During the peak of Shaunti’s speaking season when all of our work is critical and time-sensitive and when my husband was out of the country, I was walking out the door to lead Bible Study when the school nurse called to tell me that my daughter’s entire classroom had LICE and I needed to come pick her up asap. Are you familiar with the de-licing procedures? You have to treat the child and sanitize everything the child has slept on or with (stuffed animals). We couldn’t just sanitize her room, it had to be most of the house because the previous weekend she had been sick and therefore in our bed, her bed and the downstairs sofa! Then I had to treat her over the next 2 days … which she protested. Three days later, my oldest daughter (freshman in college) came home, not feeling well. She had been diagnosed with a spider-bite the day before by the clinic nurse who advised, “Keep an eye on it but nothing to worry about.” After 2 days of fever, chills, sweats, etc, we decided to see a doctor not knowing if it was the flu or the spider bite. Through a series of events, we ended up at the Emergency Room for my daughter to be tested for Meningitis. After a spinal tap, we found out it was not Meningitis, but a type of virus that was similar to the flu. A week full of bugs! The following week I played catch-up on work responsibilities, school work for my son, and all the things a wife needs to tend to when her husband has been out of town and “neglected” for 20 days! I knew I was operating on overload with a crash around the corner!

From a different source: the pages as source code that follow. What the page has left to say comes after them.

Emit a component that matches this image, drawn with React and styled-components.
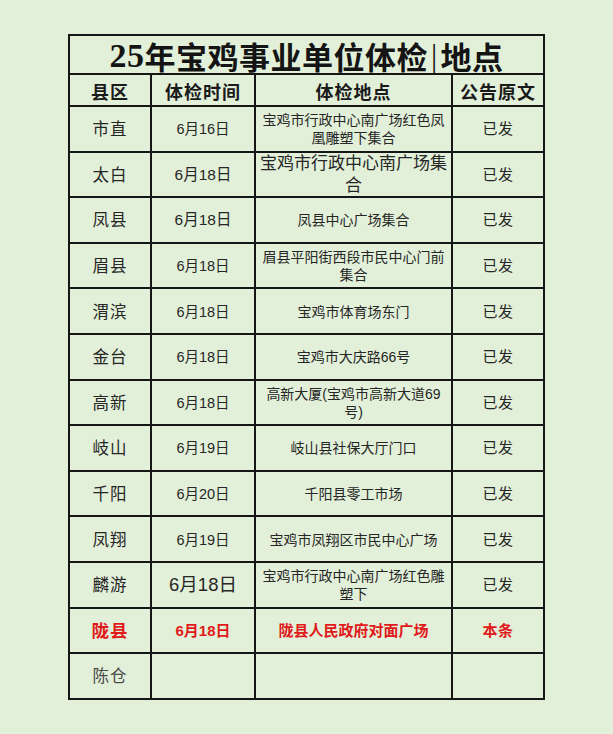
import React from "react";
import styled, { createGlobalStyle } from "styled-components";

const Global = createGlobalStyle`
  html, body { margin: 0; padding: 0; background: #e2f0d9; }
  body { width: 613px; height: 734px; overflow: hidden; }
`;

const SANS = `"Liberation Sans", "Noto Sans CJK SC", sans-serif`;
const CJK = `"Noto Sans CJK SC", sans-serif`;

const Page = styled.div`
  width: 613px;
  height: 734px;
  box-sizing: border-box;
  padding: 34px 0 0 68px;
  background: #e2f0d9;
`;

const Grid = styled.div`
  display: grid;
  grid-template-columns: 80px 102px 195px 90px;
  grid-template-rows: 37px 30px repeat(13, 43.6px);
  gap: 2px;
  padding: 2px;
  width: fit-content;
  background: #161616;
`;

const Cell = styled.div`
  background: #e2f0d9;
  display: flex;
  flex-direction: column;
  align-items: center;
  justify-content: center;
  text-align: center;
  padding: 1px 3px 0;
  color: ${(p) => (p.$red ? "#e0191b" : p.$color || "#262626")};
  font-family: ${SANS};
  font-size: ${(p) => p.$size || 14}px;
  font-weight: ${(p) => (p.$bold ? 700 : 400)};
  line-height: ${(p) => p.$lh || 18}px;
  letter-spacing: ${(p) => p.$ls || 0}px;
  white-space: nowrap;
`;

const TitleCell = styled.div`
  grid-column: 1 / -1;
  background: #e2f0d9;
  display: flex;
  align-items: center;
  justify-content: center;
  font-family: "Liberation Serif", "Noto Sans CJK SC", serif;
  font-size: 31px;
  font-weight: 700;
  color: #141414;
  letter-spacing: 0.5px;
  padding-top: 2px;
`;

const Digits = styled.span`
  font-family: "Liberation Serif", serif;
  font-size: 34px;
  font-weight: 700;
`;

const Bar = styled.span`
  font-family: "Liberation Serif", serif;
  font-weight: 400;
  margin: 0 3px;
`;

const HeadCell = styled(Cell)`
  font-family: ${CJK};
  font-size: 18px;
  font-weight: 700;
  color: #1a1a1a;
  letter-spacing: 1px;
`;

const Line = styled.span`
  display: block;
`;

const rows = [
  { county: "市直", date: "6月16日", place: ["宝鸡市行政中心南广场红色凤", "凰雕塑下集合"], status: "已发" },
  { county: "太白", date: "6月18日", dateSize: 15.5, place: ["宝鸡市行政中心南广场集", "合"], placeSize: 17, placeLh: 22, status: "已发" },
  { county: "凤县", date: "6月18日", dateSize: 15.5, place: ["凤县中心广场集合"], status: "已发" },
  { county: "眉县", date: "6月18日", place: ["眉县平阳街西段市民中心门前", "集合"], status: "已发" },
  { county: "渭滨", date: "6月18日", place: ["宝鸡市体育场东门"], status: "已发" },
  { county: "金台", date: "6月18日", place: ["宝鸡市大庆路66号"], status: "已发" },
  { county: "高新", date: "6月18日", place: ["高新大厦(宝鸡市高新大道69", "号)"], status: "已发" },
  { county: "岐山", date: "6月19日", place: ["岐山县社保大厅门口"], status: "已发" },
  { county: "千阳", date: "6月20日", place: ["千阳县零工市场"], status: "已发" },
  { county: "凤翔", date: "6月19日", place: ["宝鸡市凤翔区市民中心广场"], status: "已发" },
  { county: "麟游", date: "6月18日", dateSize: 18.5, place: ["宝鸡市行政中心南广场红色雕", "塑下"], status: "已发" },
  { county: "陇县", date: "6月18日", place: ["陇县人民政府对面广场"], status: "本条", red: true },
  { county: "陈仓", date: "", place: [], status: "" },
];

export default function App() {
  return (
    <>
      <Global />
      <Page>
        <Grid>
          <TitleCell>
            <Digits>25</Digits>年宝鸡事业单位体检<Bar>|</Bar>地点
          </TitleCell>
          <HeadCell>县区</HeadCell>
          <HeadCell>体检时间</HeadCell>
          <HeadCell>体检地点</HeadCell>
          <HeadCell>公告原文</HeadCell>
          {rows.map((r) => (
            <React.Fragment key={r.county}>
              <Cell
                $size={r.red ? 17.5 : 16.5}
                $ls={1}
                $bold={r.red}
                $red={r.red}
                $color={r.county === "陈仓" ? "#4a4a4a" : "#262626"}
              >
                {r.county}
              </Cell>
              <Cell $size={r.red ? 15 : r.dateSize || 14.5} $bold={r.red} $red={r.red}>
                {r.date}
              </Cell>
              <Cell
                $size={r.red ? 15 : r.placeSize || 14}
                $lh={r.placeLh || 18}
                $bold={r.red}
                $red={r.red}
              >
                {r.place.map((l) => (
                  <Line key={l}>{l}</Line>
                ))}
              </Cell>
              <Cell $size={15} $ls={0.5} $bold={r.red} $red={r.red}>
                {r.status}
              </Cell>
            </React.Fragment>
          ))}
        </Grid>
      </Page>
    </>
  );
}
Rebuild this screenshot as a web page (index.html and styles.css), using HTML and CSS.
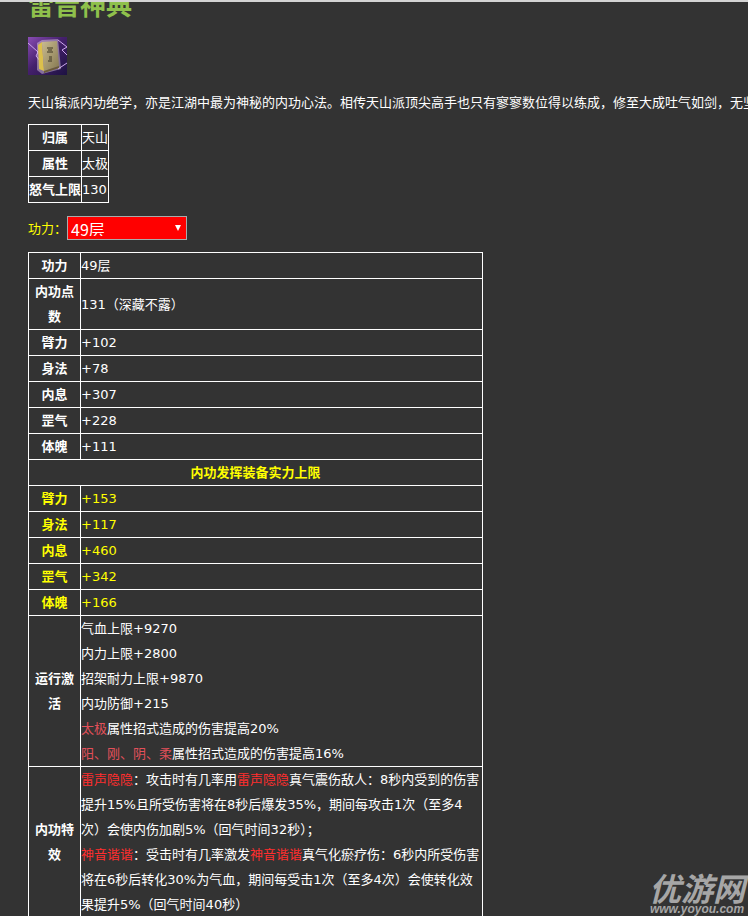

So, when my parents who live 1 ½ hours away mentioned they were going out of town, a light bulb flashed in my head! I could stay for FREE at my parent’s house, ALONE for about 48 hours. My husband had previously promised me some time to myself (he is really good to recognize I need it from time to time). I took it! Believe me, several things came up that Friday to tempt me to toss it to the wind, but I held on to it and by 3 pm I was ALONE in my van, on my way to an empty, comfortable, free, get-a-way at my parent’s home. I took advantage of the time to do some things that feed my soul: went on several walks, caught up on some note-writing, listened to some soothing music on my iPod, and kept the tv off. And although it was a short time, it transformed me into a mom that was ready to deal with life again.
Quality time with my husband is really important to me, and so is time to myself – occasionally. I am very fortunate to have a husband who doesn’t get offended or hurt but understands my need for this. When I return from a getaway, I try to make him really glad he gave me that time, by not overspending or returning exhausted, so that the next time… he’s happy for me to go again. We both know it is best for me AND MY FAMILY for me to get some time away every now and then.
Give yourself permission, ladies. Make the “me time,” knowing you won’t get it otherwise. Even a single mom can get time away if they trade with another single mom for a glorious 24 hours away to walk in the woods, read a book, watch 4 movies you missed in the theaters, or simply spend time soaking in the Bible. I don’t think Jesus felt at all guilty about needing that time away; neither should you!!